[start]

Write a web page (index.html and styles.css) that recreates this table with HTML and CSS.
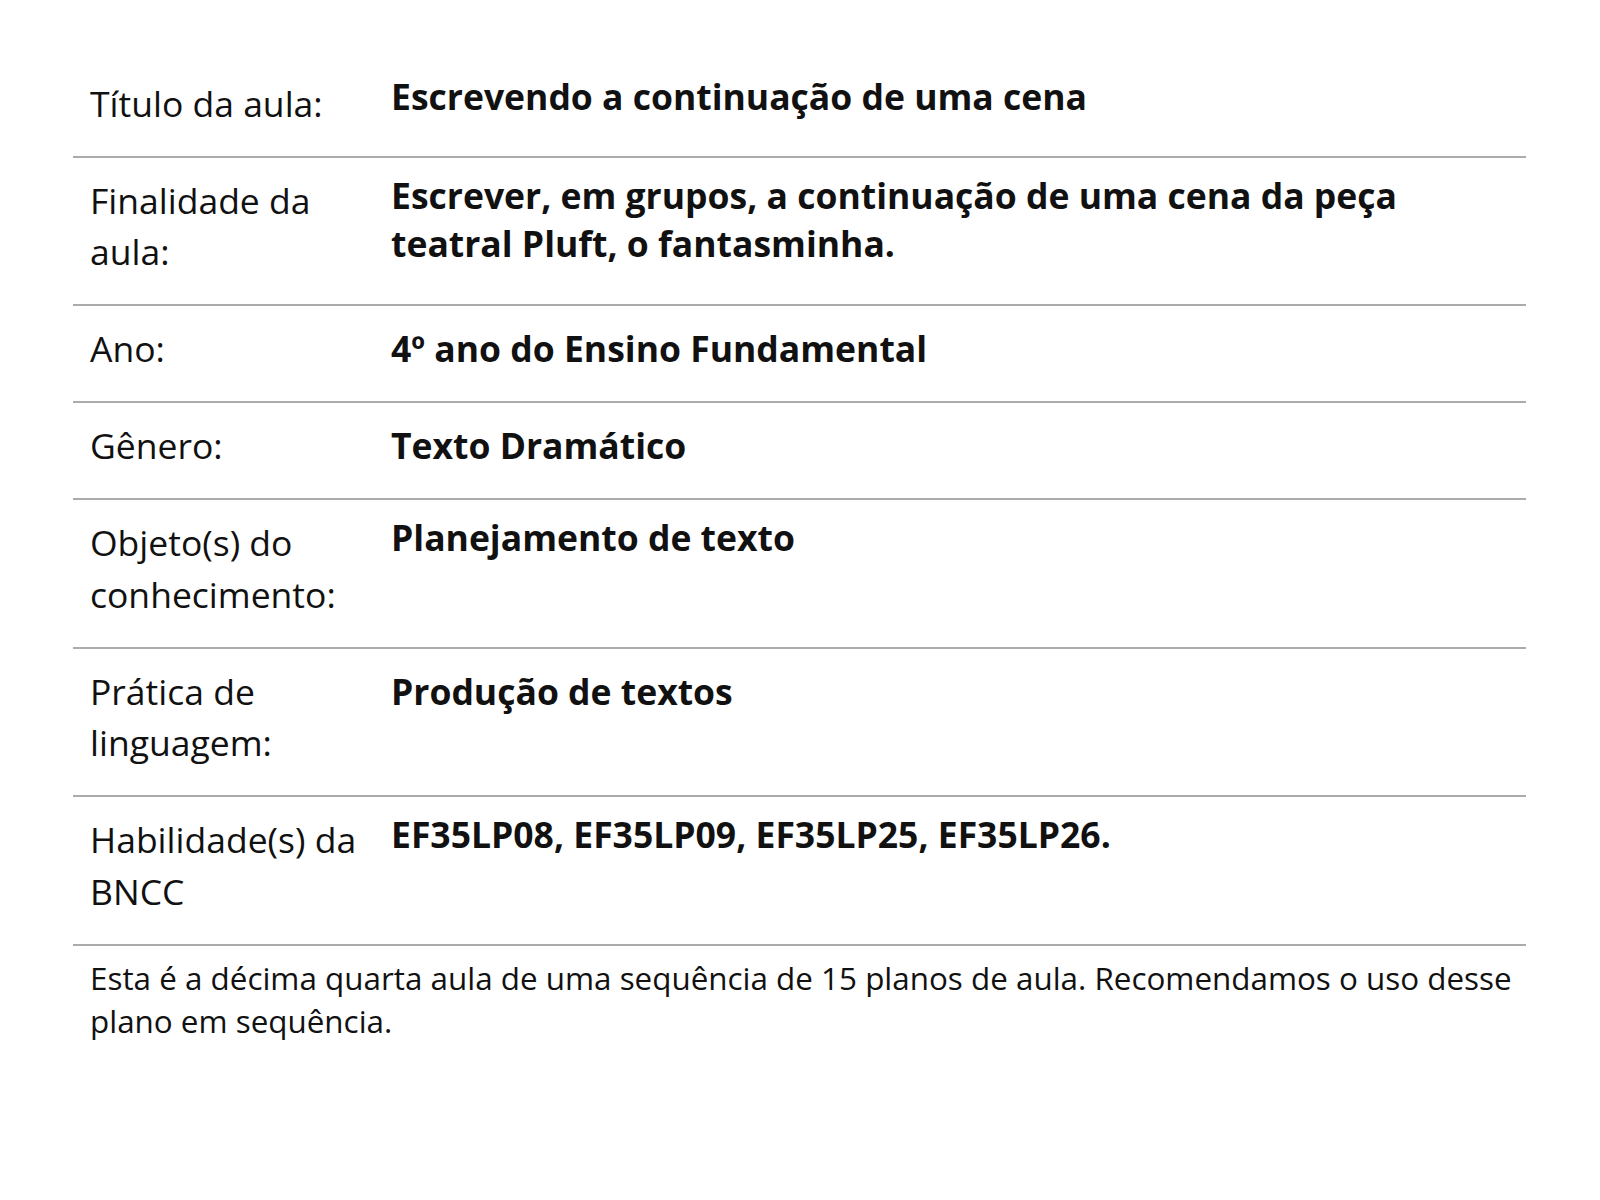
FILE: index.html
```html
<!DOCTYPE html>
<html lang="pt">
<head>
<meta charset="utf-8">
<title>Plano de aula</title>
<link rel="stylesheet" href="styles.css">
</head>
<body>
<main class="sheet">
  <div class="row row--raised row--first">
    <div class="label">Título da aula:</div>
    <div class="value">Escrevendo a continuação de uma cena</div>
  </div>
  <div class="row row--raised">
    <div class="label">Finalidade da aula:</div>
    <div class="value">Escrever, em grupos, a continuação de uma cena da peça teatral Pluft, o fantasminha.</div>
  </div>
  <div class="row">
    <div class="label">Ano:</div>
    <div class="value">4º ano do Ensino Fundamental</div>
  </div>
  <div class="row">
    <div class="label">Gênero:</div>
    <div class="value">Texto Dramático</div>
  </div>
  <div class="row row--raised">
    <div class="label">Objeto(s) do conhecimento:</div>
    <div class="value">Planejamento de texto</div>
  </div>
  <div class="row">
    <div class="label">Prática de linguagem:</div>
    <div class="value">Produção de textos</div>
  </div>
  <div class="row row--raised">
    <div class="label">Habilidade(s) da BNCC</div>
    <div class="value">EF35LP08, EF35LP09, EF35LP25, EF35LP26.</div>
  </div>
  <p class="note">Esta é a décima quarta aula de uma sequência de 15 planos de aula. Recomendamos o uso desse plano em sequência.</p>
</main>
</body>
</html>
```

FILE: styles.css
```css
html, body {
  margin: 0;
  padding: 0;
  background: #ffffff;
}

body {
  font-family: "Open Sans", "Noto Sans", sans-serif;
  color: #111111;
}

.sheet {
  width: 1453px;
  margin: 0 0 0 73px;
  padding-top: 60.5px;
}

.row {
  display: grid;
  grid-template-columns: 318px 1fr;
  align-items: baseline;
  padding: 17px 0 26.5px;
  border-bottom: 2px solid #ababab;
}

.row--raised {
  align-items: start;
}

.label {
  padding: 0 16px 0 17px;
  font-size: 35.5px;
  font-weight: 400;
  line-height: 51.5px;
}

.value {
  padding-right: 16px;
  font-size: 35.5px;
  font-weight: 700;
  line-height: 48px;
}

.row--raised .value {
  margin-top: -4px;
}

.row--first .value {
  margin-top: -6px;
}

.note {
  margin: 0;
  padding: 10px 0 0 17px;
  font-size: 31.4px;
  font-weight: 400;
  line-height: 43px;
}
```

[end]
[start]

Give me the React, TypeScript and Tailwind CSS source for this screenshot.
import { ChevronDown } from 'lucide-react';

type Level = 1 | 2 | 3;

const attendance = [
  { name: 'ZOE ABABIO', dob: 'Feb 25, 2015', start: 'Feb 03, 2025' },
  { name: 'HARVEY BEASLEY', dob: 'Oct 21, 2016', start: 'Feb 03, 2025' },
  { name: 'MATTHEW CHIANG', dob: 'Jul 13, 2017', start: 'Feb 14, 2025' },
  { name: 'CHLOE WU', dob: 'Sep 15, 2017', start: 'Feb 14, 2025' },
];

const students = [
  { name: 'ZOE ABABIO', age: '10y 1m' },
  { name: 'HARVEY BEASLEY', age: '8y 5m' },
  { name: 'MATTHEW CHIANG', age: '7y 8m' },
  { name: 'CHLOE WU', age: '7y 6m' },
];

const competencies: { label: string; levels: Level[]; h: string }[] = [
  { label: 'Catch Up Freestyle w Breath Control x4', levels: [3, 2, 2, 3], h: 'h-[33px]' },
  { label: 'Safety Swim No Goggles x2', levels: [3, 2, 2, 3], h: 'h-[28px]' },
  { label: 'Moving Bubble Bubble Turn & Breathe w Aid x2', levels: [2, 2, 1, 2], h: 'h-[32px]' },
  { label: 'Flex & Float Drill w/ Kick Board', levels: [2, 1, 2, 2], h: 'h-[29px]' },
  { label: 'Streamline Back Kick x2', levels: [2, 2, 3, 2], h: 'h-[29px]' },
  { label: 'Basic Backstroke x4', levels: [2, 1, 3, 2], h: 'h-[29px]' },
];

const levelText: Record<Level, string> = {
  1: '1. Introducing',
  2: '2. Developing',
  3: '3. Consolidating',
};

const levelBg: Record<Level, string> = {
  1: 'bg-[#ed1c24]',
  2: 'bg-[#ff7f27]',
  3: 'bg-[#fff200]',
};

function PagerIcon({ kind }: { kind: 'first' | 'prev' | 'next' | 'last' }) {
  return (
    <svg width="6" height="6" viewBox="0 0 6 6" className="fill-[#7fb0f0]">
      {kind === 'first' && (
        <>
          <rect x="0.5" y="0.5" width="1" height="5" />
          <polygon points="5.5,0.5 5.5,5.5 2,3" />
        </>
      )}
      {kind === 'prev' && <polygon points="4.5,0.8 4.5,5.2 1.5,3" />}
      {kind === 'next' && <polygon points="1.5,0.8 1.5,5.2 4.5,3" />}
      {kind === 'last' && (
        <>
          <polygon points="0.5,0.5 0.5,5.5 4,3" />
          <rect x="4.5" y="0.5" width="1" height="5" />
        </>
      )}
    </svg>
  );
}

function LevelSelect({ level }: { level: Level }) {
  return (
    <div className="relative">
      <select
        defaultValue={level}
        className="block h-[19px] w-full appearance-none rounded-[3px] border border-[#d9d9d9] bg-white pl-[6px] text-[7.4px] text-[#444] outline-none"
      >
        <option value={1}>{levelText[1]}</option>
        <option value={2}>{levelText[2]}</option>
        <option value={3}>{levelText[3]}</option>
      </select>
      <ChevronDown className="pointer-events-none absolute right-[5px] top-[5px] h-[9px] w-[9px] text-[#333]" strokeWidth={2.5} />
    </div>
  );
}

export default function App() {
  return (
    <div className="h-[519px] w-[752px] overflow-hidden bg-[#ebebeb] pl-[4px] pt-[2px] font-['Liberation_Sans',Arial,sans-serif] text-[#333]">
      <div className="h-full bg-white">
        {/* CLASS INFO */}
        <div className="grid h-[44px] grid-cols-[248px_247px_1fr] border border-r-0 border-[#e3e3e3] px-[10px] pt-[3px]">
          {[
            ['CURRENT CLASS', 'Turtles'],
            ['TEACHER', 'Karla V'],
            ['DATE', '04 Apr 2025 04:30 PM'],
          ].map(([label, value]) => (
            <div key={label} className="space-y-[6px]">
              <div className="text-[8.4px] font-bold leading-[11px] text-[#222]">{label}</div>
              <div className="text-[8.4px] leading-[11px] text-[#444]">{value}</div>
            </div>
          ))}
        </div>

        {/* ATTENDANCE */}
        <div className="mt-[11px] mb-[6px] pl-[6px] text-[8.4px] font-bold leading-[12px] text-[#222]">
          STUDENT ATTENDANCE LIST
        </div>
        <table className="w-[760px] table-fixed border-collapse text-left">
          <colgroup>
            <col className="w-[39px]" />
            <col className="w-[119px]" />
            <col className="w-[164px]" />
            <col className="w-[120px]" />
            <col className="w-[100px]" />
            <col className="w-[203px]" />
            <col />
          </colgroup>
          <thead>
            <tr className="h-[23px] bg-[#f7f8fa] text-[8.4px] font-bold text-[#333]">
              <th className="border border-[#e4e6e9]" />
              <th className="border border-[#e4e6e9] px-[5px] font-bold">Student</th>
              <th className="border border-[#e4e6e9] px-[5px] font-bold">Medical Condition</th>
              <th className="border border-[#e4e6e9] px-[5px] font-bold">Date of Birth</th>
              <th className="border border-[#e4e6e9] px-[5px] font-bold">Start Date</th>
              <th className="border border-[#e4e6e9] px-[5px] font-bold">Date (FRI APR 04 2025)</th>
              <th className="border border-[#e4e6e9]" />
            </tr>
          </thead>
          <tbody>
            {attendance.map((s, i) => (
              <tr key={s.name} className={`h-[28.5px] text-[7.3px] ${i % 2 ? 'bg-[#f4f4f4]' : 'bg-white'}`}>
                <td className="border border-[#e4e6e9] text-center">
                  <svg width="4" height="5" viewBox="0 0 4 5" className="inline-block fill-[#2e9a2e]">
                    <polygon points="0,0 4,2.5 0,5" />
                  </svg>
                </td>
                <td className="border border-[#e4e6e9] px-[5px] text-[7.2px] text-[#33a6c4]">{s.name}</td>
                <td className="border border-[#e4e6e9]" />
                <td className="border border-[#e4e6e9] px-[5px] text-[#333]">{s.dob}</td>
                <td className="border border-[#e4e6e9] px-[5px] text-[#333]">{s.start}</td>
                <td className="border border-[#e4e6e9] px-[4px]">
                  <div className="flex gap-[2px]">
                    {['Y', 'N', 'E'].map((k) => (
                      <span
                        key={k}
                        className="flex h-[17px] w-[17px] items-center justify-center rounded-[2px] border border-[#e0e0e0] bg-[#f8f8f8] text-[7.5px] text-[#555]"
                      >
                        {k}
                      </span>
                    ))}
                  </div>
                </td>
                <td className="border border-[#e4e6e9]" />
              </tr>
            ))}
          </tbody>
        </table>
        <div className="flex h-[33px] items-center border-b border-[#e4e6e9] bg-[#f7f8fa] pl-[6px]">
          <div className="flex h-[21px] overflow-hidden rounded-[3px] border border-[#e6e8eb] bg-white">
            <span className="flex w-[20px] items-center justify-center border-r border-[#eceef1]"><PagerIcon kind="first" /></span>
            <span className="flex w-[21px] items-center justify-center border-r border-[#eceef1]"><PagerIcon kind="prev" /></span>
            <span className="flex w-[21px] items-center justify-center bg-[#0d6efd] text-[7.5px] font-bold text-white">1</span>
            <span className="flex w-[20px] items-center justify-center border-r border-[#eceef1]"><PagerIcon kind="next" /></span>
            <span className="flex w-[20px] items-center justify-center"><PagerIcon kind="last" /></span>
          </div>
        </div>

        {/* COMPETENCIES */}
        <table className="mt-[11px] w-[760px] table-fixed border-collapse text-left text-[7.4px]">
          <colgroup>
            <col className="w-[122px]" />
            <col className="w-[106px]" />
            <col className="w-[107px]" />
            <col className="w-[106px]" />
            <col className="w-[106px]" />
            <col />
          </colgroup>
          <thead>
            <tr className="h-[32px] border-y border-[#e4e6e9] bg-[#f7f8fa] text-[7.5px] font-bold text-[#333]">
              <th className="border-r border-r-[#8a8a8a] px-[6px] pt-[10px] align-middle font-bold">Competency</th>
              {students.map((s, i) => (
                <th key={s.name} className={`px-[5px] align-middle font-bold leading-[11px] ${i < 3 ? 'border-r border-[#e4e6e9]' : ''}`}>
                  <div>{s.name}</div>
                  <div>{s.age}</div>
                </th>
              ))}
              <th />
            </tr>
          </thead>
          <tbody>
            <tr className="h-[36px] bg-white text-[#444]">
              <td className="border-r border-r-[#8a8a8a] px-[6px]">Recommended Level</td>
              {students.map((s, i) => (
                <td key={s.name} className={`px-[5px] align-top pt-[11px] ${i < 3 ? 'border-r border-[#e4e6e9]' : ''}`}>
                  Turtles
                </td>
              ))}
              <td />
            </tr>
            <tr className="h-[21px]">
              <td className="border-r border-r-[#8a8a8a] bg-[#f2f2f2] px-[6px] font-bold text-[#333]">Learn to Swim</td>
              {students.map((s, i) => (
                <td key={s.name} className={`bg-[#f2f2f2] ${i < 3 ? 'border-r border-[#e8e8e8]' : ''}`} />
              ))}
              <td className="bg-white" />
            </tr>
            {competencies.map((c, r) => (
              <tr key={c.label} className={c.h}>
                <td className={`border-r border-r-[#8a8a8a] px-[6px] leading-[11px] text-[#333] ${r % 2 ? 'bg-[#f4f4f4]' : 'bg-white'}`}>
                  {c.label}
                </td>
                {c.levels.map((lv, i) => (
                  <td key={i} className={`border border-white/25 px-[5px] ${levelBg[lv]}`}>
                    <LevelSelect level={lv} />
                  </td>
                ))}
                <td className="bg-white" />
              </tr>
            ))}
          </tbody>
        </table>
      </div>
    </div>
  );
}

[end]
[start]

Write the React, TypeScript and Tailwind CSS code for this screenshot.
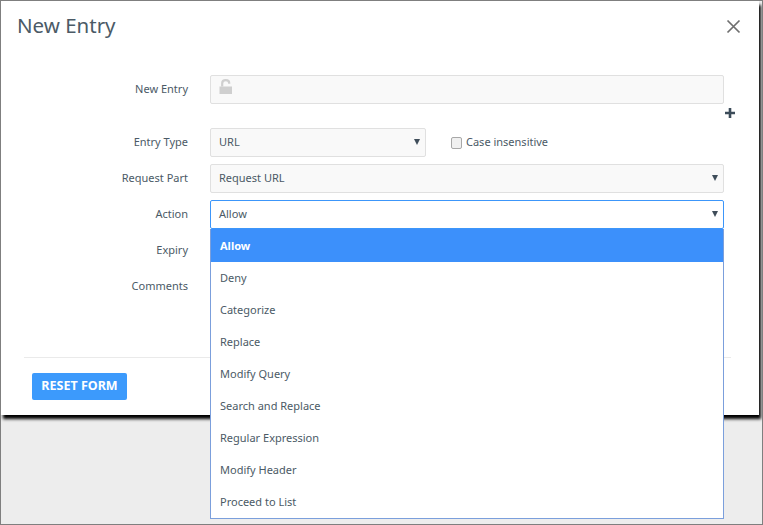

[end]

### [The problem]
Find the lines containing "Write" and pull them out.

### [Task output]
Write a web page (index.html and styles.css) that recreates this table with HTML and CSS.
Write the React, TypeScript and Tailwind CSS code for this screenshot.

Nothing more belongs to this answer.